Please help choose video light. I am about to get a Sony DCR-PC1000 and Ikelite housing but I'm not sure which light to add. Ikelite do there own pro II light but I can't find much feedback on how good it is. Alternatively I could get one or maybe two underwater kinetics Canon 100 HID lights with change left over. However, I have read some negatives about these. Any ideas which option might be best. Please give me some help asap as I need to purchase soon.
 
It really depends on your budget. I have set up some Ike systems with Niterider lights, and they are fantastic for u/w video. HID lights would of course be your best option. The green force lights are also very nice, and the Squid 50 lights are pretty reasonable for what they offer.

Budgetwise, the UK HID lights arent bad but they are very large and heavy...so I really do not like using them. The Nocturnal Lights are nice, but then that is going to Halogen instead of HID.
 
H2OPhotoPro:
... HID lights would of course be your best option.
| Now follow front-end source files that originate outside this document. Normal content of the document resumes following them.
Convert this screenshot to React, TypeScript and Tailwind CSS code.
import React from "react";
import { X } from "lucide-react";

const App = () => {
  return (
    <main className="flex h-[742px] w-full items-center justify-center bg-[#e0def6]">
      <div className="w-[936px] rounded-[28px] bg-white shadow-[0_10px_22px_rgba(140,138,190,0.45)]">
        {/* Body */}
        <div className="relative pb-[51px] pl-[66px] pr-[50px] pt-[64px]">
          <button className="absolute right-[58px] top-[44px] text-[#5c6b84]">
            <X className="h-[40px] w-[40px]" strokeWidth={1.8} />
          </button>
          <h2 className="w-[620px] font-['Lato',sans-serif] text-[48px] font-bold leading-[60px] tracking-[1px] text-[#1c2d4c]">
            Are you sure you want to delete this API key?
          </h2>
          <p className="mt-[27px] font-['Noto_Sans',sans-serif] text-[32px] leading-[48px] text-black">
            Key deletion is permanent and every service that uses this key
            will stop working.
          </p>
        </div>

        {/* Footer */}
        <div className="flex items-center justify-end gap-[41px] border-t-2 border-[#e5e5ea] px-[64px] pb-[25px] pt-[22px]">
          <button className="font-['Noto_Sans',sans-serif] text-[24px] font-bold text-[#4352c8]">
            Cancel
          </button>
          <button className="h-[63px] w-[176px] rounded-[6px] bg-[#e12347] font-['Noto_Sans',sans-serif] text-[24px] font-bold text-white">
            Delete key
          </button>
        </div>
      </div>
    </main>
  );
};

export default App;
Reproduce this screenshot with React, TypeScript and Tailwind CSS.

.... The Nocturnal Lights are nice, but then that is going to Halogen instead of HID.

Ah, another good old video lighting question. Lots of good reading on video lights if you do a search.

Halogen vs. HID. Yes there is a difference. Is that a really bad thing or just a difference ? Download some clips and let your eyes decide.
 
Thanks for the link. The videos are great but I can't see where it says what lighting is being used?. Is a 10 watt HID better than a 50 watt halogen ?. The HID has 450 lumen output but there is nothing provided by ikelite for there pro II light. Also I'm told the canon 100 bulb is made as thin as tissue paper and breaks easily. I can't find the UK cost of the replacement bulb but the canon light itself is cheap. Looking through the posts most seem to be refering to very expensive light set ups. I would like this but not sure I can afford it.